DIRECTION:
State how many lines hold the string "Convert". Give the number and nothing else.

◇ ◇ ◇

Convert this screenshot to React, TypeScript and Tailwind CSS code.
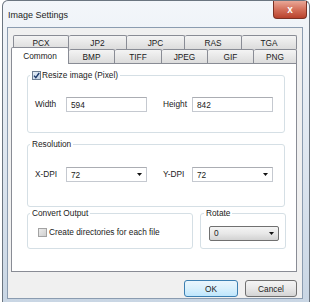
import React from "react";

const font = { fontFamily: '"Liberation Sans", Arial, sans-serif' };

function Arrow() {
  return (
    <svg width="5" height="3" viewBox="0 0 5 3" className="shrink-0">
      <polygon points="0,0 5,0 2.5,3" fill="#111" />
    </svg>
  );
}

function Tab({ label, w, first }: { label: string; w: string; first?: boolean }) {
  return (
    <div
      className={`${w} h-[14px] flex items-center justify-center border-t border-r ${
        first ? "border-l" : ""
      } border-[#898c95] rounded-t-[2px] bg-gradient-to-b from-[#f4f4f4] to-[#dcdcdc] text-[8.3px] leading-[10px] text-[#1a1a1a]`}
    >
      {label}
    </div>
  );
}

function TextBox({ value }: { value: string }) {
  return (
    <div className="w-[81px] h-[15px] flex items-center pl-[4px] border border-[#c5c9d0] border-t-[#abadb3] bg-white text-[8.3px] leading-[10px] text-[#222]">
      {value}
    </div>
  );
}

function Combo({ value }: { value: string }) {
  return (
    <div className="w-[81px] h-[15px] flex items-center justify-between pl-[4px] pr-[4px] border border-[#c5c9d0] border-t-[#abadb3] bg-white text-[8.3px] leading-[10px] text-[#222]">
      <span>{value}</span>
      <Arrow />
    </div>
  );
}

export default function App() {
  return (
    <div className="w-[310px] h-[302px] bg-white overflow-hidden" style={font}>
      <div className="ml-[2px] w-[308px] h-[302px] flex flex-col border-l border-r border-t border-[#6b7580] rounded-t-[6px] bg-gradient-to-b from-[#f3f6fa] via-[#dfe7f0] to-[#c9d6e4]">
        {/* title bar */}
        <div className="h-[26px] flex items-start justify-between">
          <div className="pl-[5px] pt-[9px] text-[9px] leading-[11px] text-[#1c1c1c]">Image Settings</div>
          <div className="mr-[2px] w-[34px] h-[18px] flex items-center justify-center rounded-b-[4px] border border-t-0 border-[#7a3124] bg-gradient-to-b from-[#e9a797] via-[#d4705b] to-[#b8412c] text-white text-[10px] font-bold leading-[10px]">
            x
          </div>
        </div>
        {/* client */}
        <div className="pl-[4px] pr-[6px]">
          <div className="w-[296px] h-[272px] border border-[#8b9cb0] bg-[#f0f0f0] pl-[3px] pt-[7px]">
            {/* tabs row 1 */}
            <div className="flex ml-[2px]">
              <Tab label="PCX" w="w-[56px]" first />
              <Tab label="JP2" w="w-[58px]" />
              <Tab label="JPC" w="w-[58px]" />
              <Tab label="RAS" w="w-[57px]" />
              <Tab label="TGA" w="w-[55px]" />
            </div>
            {/* tabs row 2 */}
            <div className="flex items-start h-[14px]">
              <div className="relative z-10 w-[58px] h-[17px] -mt-[2px] flex items-center justify-center border border-b-0 border-[#898c95] rounded-t-[2px] bg-white text-[8.3px] leading-[10px] text-[#1a1a1a]">
                Common
              </div>
              <Tab label="BMP" w="w-[46px]" />
              <Tab label="TIFF" w="w-[47px]" />
              <Tab label="JPEG" w="w-[46px]" />
              <Tab label="GIF" w="w-[46px]" />
              <Tab label="PNG" w="w-[43px]" />
            </div>
            {/* panel */}
            <div className="w-[286px] h-[209px] border border-[#898c95] bg-white pt-[6px] text-[8.3px] leading-[11px] text-[#222]">
              {/* group 1 */}
              <fieldset className="ml-[15px] w-[258px] border border-[#d5dfe5] rounded-[3px] pb-[20px]">
                <legend className="ml-[2px] px-[2px] leading-[11px]">
                  <span className="flex items-center gap-[1px]">
                    <span className="w-[9px] h-[9px] border border-[#6f7f93] bg-gradient-to-br from-[#e6eef7] to-[#c3d3e4] flex items-center justify-center">
                      <svg width="7" height="7" viewBox="0 0 7 7">
                        <path d="M1 3.6 L2.8 5.6 L6.2 1" stroke="#1d3a6b" strokeWidth="1.4" fill="none" />
                      </svg>
                    </span>
                    <span>Resize image (Pixel)</span>
                  </span>
                </legend>
                <div className="mt-[16px] flex items-center pl-[7px]">
                  <span className="w-[31px]">Width</span>
                  <TextBox value="594" />
                  <span className="ml-[16px] w-[29px]">Height</span>
                  <TextBox value="842" />
                </div>
              </fieldset>
              {/* group 2 */}
              <fieldset className="mt-[6px] ml-[15px] w-[258px] border border-[#d5dfe5] rounded-[3px] pb-[24px]">
                <legend className="ml-[2px] px-[2px] leading-[11px]">Resolution</legend>
                <div className="mt-[17px] flex items-center pl-[7px]">
                  <span className="w-[31px]">X-DPI</span>
                  <Combo value="72" />
                  <span className="ml-[16px] w-[29px]">Y-DPI</span>
                  <Combo value="72" />
                </div>
              </fieldset>
              {/* group 3 row */}
              <div className="mt-[1px] ml-[15px] flex items-start">
                <fieldset className="w-[166px] border border-[#d5dfe5] rounded-[3px] pb-[10px]">
                  <legend className="ml-[2px] px-[2px] leading-[11px]">Convert Output</legend>
                  <div className="mt-[8px] h-[11px] flex items-center pl-[10px] gap-[2px]">
                    <span className="w-[9px] h-[9px] border border-[#a3a3a3] bg-gradient-to-br from-[#ececec] to-[#cfcfcf]" />
                    <span>Create directories for each file</span>
                  </div>
                </fieldset>
                <fieldset className="ml-[7px] w-[86px] border border-[#d5dfe5] rounded-[3px] pb-[7px]">
                  <legend className="ml-[3px] px-[2px] leading-[11px]">Rotate</legend>
                  <div className="mt-[7px] ml-[8px] w-[70px] h-[15px] flex items-center justify-between pl-[4px] pr-[4px] border border-[#707070] rounded-[2px] bg-gradient-to-b from-[#f4f4f4] via-[#e8e8e8] to-[#d2d2d2]">
                    <span>0</span>
                    <Arrow />
                  </div>
                </fieldset>
              </div>
            </div>
            {/* buttons */}
            <div className="w-[286px] mt-[8px] flex justify-end gap-[7px] text-[8.3px] leading-[10px] text-[#1a1a1a]">
              <div className="w-[54px] h-[17px] flex items-center justify-center border border-[#3c7fb1] rounded-[3px] bg-gradient-to-b from-[#eaf6fd] via-[#d9f0fc] to-[#bee6fd]">
                OK
              </div>
              <div className="w-[52px] h-[17px] flex items-center justify-center border border-[#707070] rounded-[3px] bg-gradient-to-b from-[#f4f4f4] via-[#e8e8e8] to-[#d4d4d4]">
                Cancel
              </div>
            </div>
          </div>
        </div>
      </div>
    </div>
  );
}
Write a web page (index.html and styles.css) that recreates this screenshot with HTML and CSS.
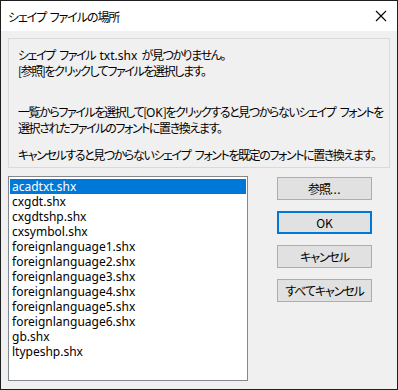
FILE: index.html
```html
<!DOCTYPE html>
<html lang="ja">
<head>
<meta charset="utf-8">
<link rel="stylesheet" href="styles.css">
</head>
<body>
<div class="window">
  <div class="titlebar">
    <span class="title">シェイプ ファイルの場所</span>
    <svg class="close" width="12" height="12" viewBox="0 0 12 12"><path d="M1 1 L11 11 M11 1 L1 11" stroke="#000" stroke-width="1.1" fill="none"/></svg>
  </div>
  <div class="content">
    <div class="info">
      <p>シェイプ ファイル <span class="latin">txt.shx</span> が見つかりません。<br>[参照]をクリックしてファイルを選択します。</p>
      <p class="gap2">一覧からファイルを選択して[<span class="latin">OK</span>]をクリックすると見つからないシェイプ フォントを<br>選択されたファイルのフォントに置き換えます。</p>
      <p>キャンセルすると見つからないシェイプ フォントを既定のフォントに置き換えます。</p>
    </div>
    <div class="lower">
      <div class="list">
        <div class="item selected">acadtxt.shx</div>
        <div class="item">cxgdt.shx</div>
        <div class="item">cxgdtshp.shx</div>
        <div class="item">cxsymbol.shx</div>
        <div class="item">foreignlanguage1.shx</div>
        <div class="item">foreignlanguage2.shx</div>
        <div class="item">foreignlanguage3.shx</div>
        <div class="item">foreignlanguage4.shx</div>
        <div class="item">foreignlanguage5.shx</div>
        <div class="item">foreignlanguage6.shx</div>
        <div class="item">gb.shx</div>
        <div class="item">ltypeshp.shx</div>
      </div>
      <div class="buttons">
        <button class="btn">参照<span class="dots">...</span></button>
        <button class="btn default">OK</button>
        <button class="btn">キャンセル</button>
        <button class="btn">すべてキャンセル</button>
      </div>
    </div>
  </div>
</div>
</body>
</html>
```
FILE: styles.css
```css
html, body {
  margin: 0;
  padding: 0;
  background: #fff;
}
.window {
  width: 398px;
  height: 390px;
  box-sizing: border-box;
  border: 1px solid #1e1e1e;
  display: flex;
  flex-direction: column;
  font-family: "Noto Sans CJK JP", "Noto Sans", sans-serif;
  font-size: 12px;
  color: #000;
  font-feature-settings: "palt";
}
.titlebar {
  height: 30px;
  background: #fff;
  display: flex;
  align-items: center;
  justify-content: space-between;
  padding: 0 10px 0 7px;
}
.title {
  font-size: 12px;
  letter-spacing: -1.1px;
  word-spacing: 2px;
}
.close {
  display: block;
}
.content {
  flex: 1;
  background: #f0f0f0;
  padding: 7px 7px 8px 7px;
  display: flex;
  flex-direction: column;
  gap: 8px;
}
.info {
  height: 130px;
  box-sizing: border-box;
  border: 1px solid #dadada;
  padding: 8px 9px;
  line-height: 15px;
  letter-spacing: -1.4px;
  word-spacing: 3px;
  white-space: nowrap;
}
.info .latin {
  letter-spacing: 0;
  font-family: "Noto Sans", sans-serif;
}
.info p {
  margin: 0 0 12px 0;
}
.info p.gap2 {
  margin-top: 26px;
}
.lower {
  flex: 1;
  display: flex;
}
.list {
  width: 240px;
  box-sizing: border-box;
  border: 1px solid #828790;
  background: #fff;
  padding: 2px 1px;
  font-family: "Noto Sans", sans-serif;
  font-size: 12px;
  line-height: 15px;
  color: #000;
}
.item {
  padding-left: 2px;
  height: 15px;
}
.item.selected {
  background: #0078d7;
  color: #fff;
}
.buttons {
  margin-left: 29px;
  padding-top: 1px;
  display: flex;
  flex-direction: column;
  gap: 11px;
}
.btn {
  width: 95px;
  height: 23px;
  box-sizing: border-box;
  border: 1px solid #adadad;
  background: #e1e1e1;
  font-family: "Noto Sans CJK JP", "Noto Sans", sans-serif;
  font-size: 12px;
  letter-spacing: -1.1px;
  color: #000;
  padding: 0;
  margin: 0;
  font-feature-settings: "palt";
}
.btn .dots {
  font-family: "Noto Sans", sans-serif;
  letter-spacing: 0.5px;
}
.btn.default {
  border: 2px solid #0078d7;
  letter-spacing: 0;
}
```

◇ ◇ ◇

OUTPUT FOR THIS EXERCISE:
2